Point out the flaws in his films, pick at his public relations snafus, but always remember this: Never bet against James Cameron.
The man who launched the Terminator franchise, who rebuilt the Titanic, who dared to make the sequel to Alien – the most brilliant sci-fi horror film ever conceived – and who brought you face to face with underwater aliens in The Abyss, made it official at a New York City gala last night that his next foray will be into publishing. He plans to write a novelization of Avatar. (Read our Avatar interview with Cameron)
“There are things you can do in books that you can’t do with films,” the director said, according to the Wall Street Journal’s report of the evening’s festivities, going on to elaborate that he is constructing a novel that will follow Avatar’s basic plot, including numerous inner monologues. “I told myself, if it made money, I’d write a book,” he said.
I’ve been about as big a fan of Avatar as you will find on this planet. I firmly believe it represents the future of filmmaking, not only in terms of must-see 3D experiences, but also in terms of creating immersive moments (rather than Transformers-like special effects crescendos). I believe than another Avatar film – prequel or sequel – will prove fruitful both financially and creatively. (Freeze-Frame: Avatar’s Deep Horizons)

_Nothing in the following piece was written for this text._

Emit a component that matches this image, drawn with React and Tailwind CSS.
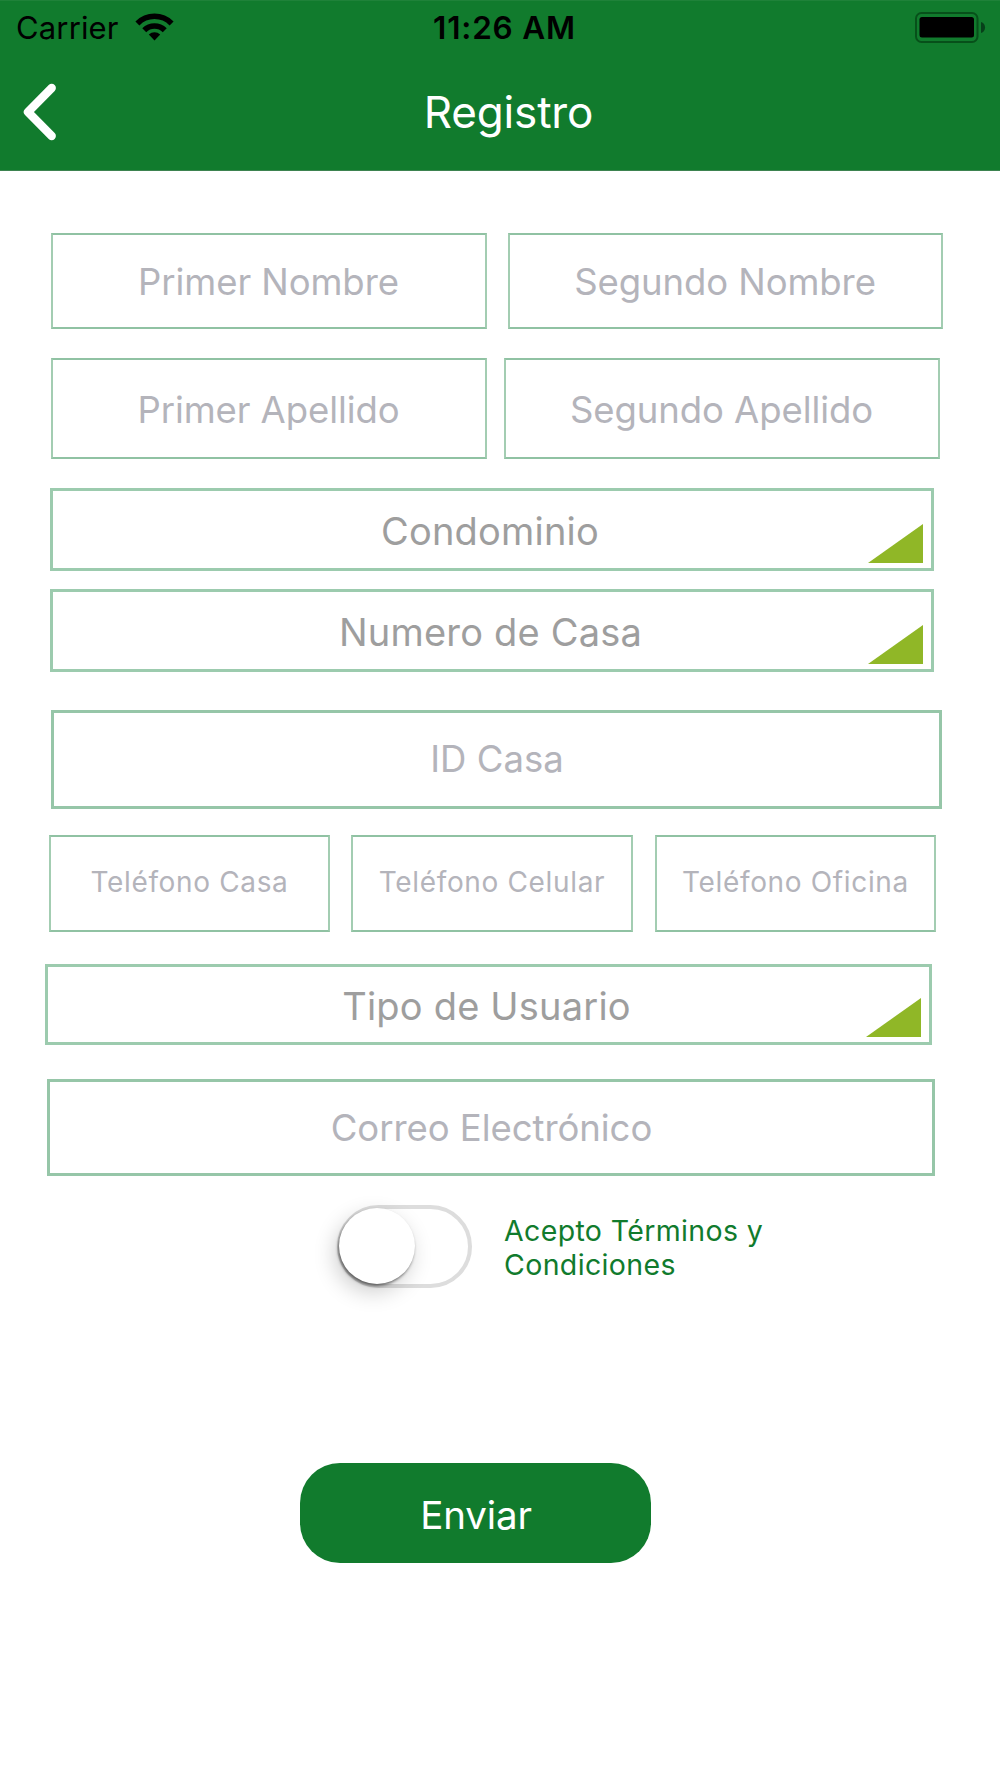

But a novel? For a film that is so much about the big-screen experience? That loses so much of its luster if viewed in traditional 2D?
I have to admit, Mr. Cameron: I don’t really see the point.
If Avatar had a weak element, it was a story that was slightly too derivative and familiar; A plot line that resembled everything from Dances With Wolves to FernGully. In the movie theater, Cameron’s groundbreaking 3D techniques overshadowed this tendency to skew shallow with the story. But on the printed page, by straining the film’s story down to its rough essentials, does Cameron risk underscoring his film’s biggest flaws?
Whatever the outcome, the news is official: Avatar the novel is coming soon to a bookstore near you, sure to be chock full of prequel or sequel details that will soon inundate us ad nauseum.
Don’t bet against Cameron, true, but also don’t bet against Hollywood’s capacity to ruin a good thing.